- _Written problem_
All the data below goes into the copy word for word, but the pictures don't.

## start

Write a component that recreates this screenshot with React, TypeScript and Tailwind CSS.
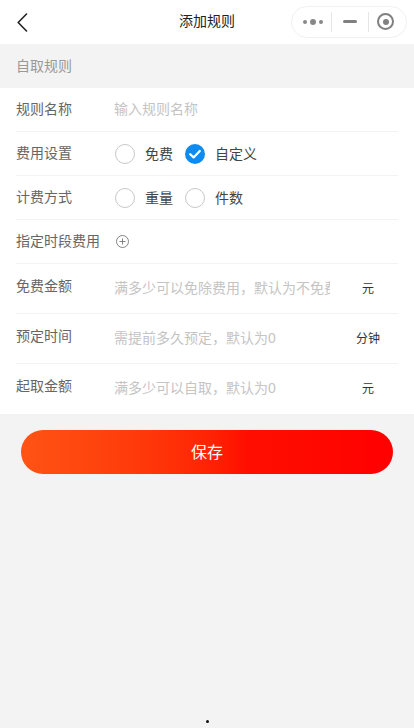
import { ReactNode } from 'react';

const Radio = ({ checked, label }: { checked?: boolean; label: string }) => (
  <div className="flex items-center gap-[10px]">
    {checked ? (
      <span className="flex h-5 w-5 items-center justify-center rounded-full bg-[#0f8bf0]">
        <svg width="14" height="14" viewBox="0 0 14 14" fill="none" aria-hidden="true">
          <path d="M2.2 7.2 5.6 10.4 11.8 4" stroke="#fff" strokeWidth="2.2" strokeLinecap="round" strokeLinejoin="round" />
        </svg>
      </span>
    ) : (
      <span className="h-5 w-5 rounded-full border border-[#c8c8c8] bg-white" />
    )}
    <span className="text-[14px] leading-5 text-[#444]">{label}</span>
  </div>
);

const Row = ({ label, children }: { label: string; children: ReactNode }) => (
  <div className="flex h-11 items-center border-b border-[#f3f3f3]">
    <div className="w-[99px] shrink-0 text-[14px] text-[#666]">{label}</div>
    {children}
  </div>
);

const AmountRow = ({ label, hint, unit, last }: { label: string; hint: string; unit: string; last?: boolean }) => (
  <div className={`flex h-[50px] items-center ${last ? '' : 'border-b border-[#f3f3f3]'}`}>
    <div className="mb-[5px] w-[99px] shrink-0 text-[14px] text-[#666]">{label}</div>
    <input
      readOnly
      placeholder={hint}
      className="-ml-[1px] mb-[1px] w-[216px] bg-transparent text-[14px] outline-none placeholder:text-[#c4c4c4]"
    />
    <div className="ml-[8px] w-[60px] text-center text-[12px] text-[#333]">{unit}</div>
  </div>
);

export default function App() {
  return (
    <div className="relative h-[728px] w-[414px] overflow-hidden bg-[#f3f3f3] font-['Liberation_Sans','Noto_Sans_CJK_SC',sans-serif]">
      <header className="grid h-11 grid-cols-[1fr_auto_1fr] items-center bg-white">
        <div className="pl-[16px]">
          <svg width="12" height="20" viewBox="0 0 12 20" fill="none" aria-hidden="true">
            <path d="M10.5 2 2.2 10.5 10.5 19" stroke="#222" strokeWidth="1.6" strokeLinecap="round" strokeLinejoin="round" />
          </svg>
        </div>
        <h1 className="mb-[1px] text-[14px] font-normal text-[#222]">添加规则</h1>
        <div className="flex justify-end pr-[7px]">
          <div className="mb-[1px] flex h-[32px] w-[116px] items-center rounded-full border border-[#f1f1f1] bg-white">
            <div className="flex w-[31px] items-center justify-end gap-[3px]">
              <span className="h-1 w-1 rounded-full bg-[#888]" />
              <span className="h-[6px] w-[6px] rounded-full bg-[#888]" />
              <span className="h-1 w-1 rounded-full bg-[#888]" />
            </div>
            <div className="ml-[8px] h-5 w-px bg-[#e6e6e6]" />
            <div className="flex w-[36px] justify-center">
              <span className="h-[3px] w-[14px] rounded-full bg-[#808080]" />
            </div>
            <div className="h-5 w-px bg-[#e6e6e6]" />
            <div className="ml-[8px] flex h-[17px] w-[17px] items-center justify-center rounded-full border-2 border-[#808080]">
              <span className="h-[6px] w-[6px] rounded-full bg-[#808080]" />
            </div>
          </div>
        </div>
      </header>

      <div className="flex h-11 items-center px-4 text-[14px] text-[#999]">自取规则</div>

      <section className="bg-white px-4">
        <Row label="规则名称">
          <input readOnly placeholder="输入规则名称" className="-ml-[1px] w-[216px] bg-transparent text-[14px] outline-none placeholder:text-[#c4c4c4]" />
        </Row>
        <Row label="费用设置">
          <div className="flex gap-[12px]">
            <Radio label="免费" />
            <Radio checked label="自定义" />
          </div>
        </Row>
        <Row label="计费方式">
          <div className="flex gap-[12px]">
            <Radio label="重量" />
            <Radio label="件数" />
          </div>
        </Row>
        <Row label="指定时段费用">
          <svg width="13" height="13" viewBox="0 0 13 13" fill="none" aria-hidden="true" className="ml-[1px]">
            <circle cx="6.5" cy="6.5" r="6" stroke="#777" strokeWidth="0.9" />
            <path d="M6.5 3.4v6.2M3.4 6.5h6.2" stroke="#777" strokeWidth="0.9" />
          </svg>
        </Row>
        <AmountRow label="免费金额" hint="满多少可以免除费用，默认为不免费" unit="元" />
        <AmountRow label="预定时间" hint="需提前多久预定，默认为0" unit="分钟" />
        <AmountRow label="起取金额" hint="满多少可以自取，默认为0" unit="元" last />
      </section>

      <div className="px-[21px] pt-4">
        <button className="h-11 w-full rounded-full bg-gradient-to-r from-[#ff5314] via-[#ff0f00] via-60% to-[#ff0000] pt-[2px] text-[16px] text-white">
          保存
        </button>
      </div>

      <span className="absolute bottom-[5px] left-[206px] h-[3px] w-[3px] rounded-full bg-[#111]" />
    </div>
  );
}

## end

- _In response_
Write a component that recreates this screenshot with React, TypeScript and Tailwind CSS.
import { ReactNode } from 'react';

const Radio = ({ checked, label }: { checked?: boolean; label: string }) => (
  <div className="flex items-center gap-[10px]">
    {checked ? (
      <span className="flex h-5 w-5 items-center justify-center rounded-full bg-[#0f8bf0]">
        <svg width="14" height="14" viewBox="0 0 14 14" fill="none" aria-hidden="true">
          <path d="M2.2 7.2 5.6 10.4 11.8 4" stroke="#fff" strokeWidth="2.2" strokeLinecap="round" strokeLinejoin="round" />
        </svg>
      </span>
    ) : (
      <span className="h-5 w-5 rounded-full border border-[#c8c8c8] bg-white" />
    )}
    <span className="text-[14px] leading-5 text-[#444]">{label}</span>
  </div>
);

const Row = ({ label, children }: { label: string; children: ReactNode }) => (
  <div className="flex h-11 items-center border-b border-[#f3f3f3]">
    <div className="w-[99px] shrink-0 text-[14px] text-[#666]">{label}</div>
    {children}
  </div>
);

const AmountRow = ({ label, hint, unit, last }: { label: string; hint: string; unit: string; last?: boolean }) => (
  <div className={`flex h-[50px] items-center ${last ? '' : 'border-b border-[#f3f3f3]'}`}>
    <div className="mb-[5px] w-[99px] shrink-0 text-[14px] text-[#666]">{label}</div>
    <input
      readOnly
      placeholder={hint}
      className="-ml-[1px] mb-[1px] w-[216px] bg-transparent text-[14px] outline-none placeholder:text-[#c4c4c4]"
    />
    <div className="ml-[8px] w-[60px] text-center text-[12px] text-[#333]">{unit}</div>
  </div>
);

export default function App() {
  return (
    <div className="relative h-[728px] w-[414px] overflow-hidden bg-[#f3f3f3] font-['Liberation_Sans','Noto_Sans_CJK_SC',sans-serif]">
      <header className="grid h-11 grid-cols-[1fr_auto_1fr] items-center bg-white">
        <div className="pl-[16px]">
          <svg width="12" height="20" viewBox="0 0 12 20" fill="none" aria-hidden="true">
            <path d="M10.5 2 2.2 10.5 10.5 19" stroke="#222" strokeWidth="1.6" strokeLinecap="round" strokeLinejoin="round" />
          </svg>
        </div>
        <h1 className="mb-[1px] text-[14px] font-normal text-[#222]">添加规则</h1>
        <div className="flex justify-end pr-[7px]">
          <div className="mb-[1px] flex h-[32px] w-[116px] items-center rounded-full border border-[#f1f1f1] bg-white">
            <div className="flex w-[31px] items-center justify-end gap-[3px]">
              <span className="h-1 w-1 rounded-full bg-[#888]" />
              <span className="h-[6px] w-[6px] rounded-full bg-[#888]" />
              <span className="h-1 w-1 rounded-full bg-[#888]" />
            </div>
            <div className="ml-[8px] h-5 w-px bg-[#e6e6e6]" />
            <div className="flex w-[36px] justify-center">
              <span className="h-[3px] w-[14px] rounded-full bg-[#808080]" />
            </div>
            <div className="h-5 w-px bg-[#e6e6e6]" />
            <div className="ml-[8px] flex h-[17px] w-[17px] items-center justify-center rounded-full border-2 border-[#808080]">
              <span className="h-[6px] w-[6px] rounded-full bg-[#808080]" />
            </div>
          </div>
        </div>
      </header>

      <div className="flex h-11 items-center px-4 text-[14px] text-[#999]">自取规则</div>

      <section className="bg-white px-4">
        <Row label="规则名称">
          <input readOnly placeholder="输入规则名称" className="-ml-[1px] w-[216px] bg-transparent text-[14px] outline-none placeholder:text-[#c4c4c4]" />
        </Row>
        <Row label="费用设置">
          <div className="flex gap-[12px]">
            <Radio label="免费" />
            <Radio checked label="自定义" />
          </div>
        </Row>
        <Row label="计费方式">
          <div className="flex gap-[12px]">
            <Radio label="重量" />
            <Radio label="件数" />
          </div>
        </Row>
        <Row label="指定时段费用">
          <svg width="13" height="13" viewBox="0 0 13 13" fill="none" aria-hidden="true" className="ml-[1px]">
            <circle cx="6.5" cy="6.5" r="6" stroke="#777" strokeWidth="0.9" />
            <path d="M6.5 3.4v6.2M3.4 6.5h6.2" stroke="#777" strokeWidth="0.9" />
          </svg>
        </Row>
        <AmountRow label="免费金额" hint="满多少可以免除费用，默认为不免费" unit="元" />
        <AmountRow label="预定时间" hint="需提前多久预定，默认为0" unit="分钟" />
        <AmountRow label="起取金额" hint="满多少可以自取，默认为0" unit="元" last />
      </section>

      <div className="px-[21px] pt-4">
        <button className="h-11 w-full rounded-full bg-gradient-to-r from-[#ff5314] via-[#ff0f00] via-60% to-[#ff0000] pt-[2px] text-[16px] text-white">
          保存
        </button>
      </div>

      <span className="absolute bottom-[5px] left-[206px] h-[3px] w-[3px] rounded-full bg-[#111]" />
    </div>
  );
}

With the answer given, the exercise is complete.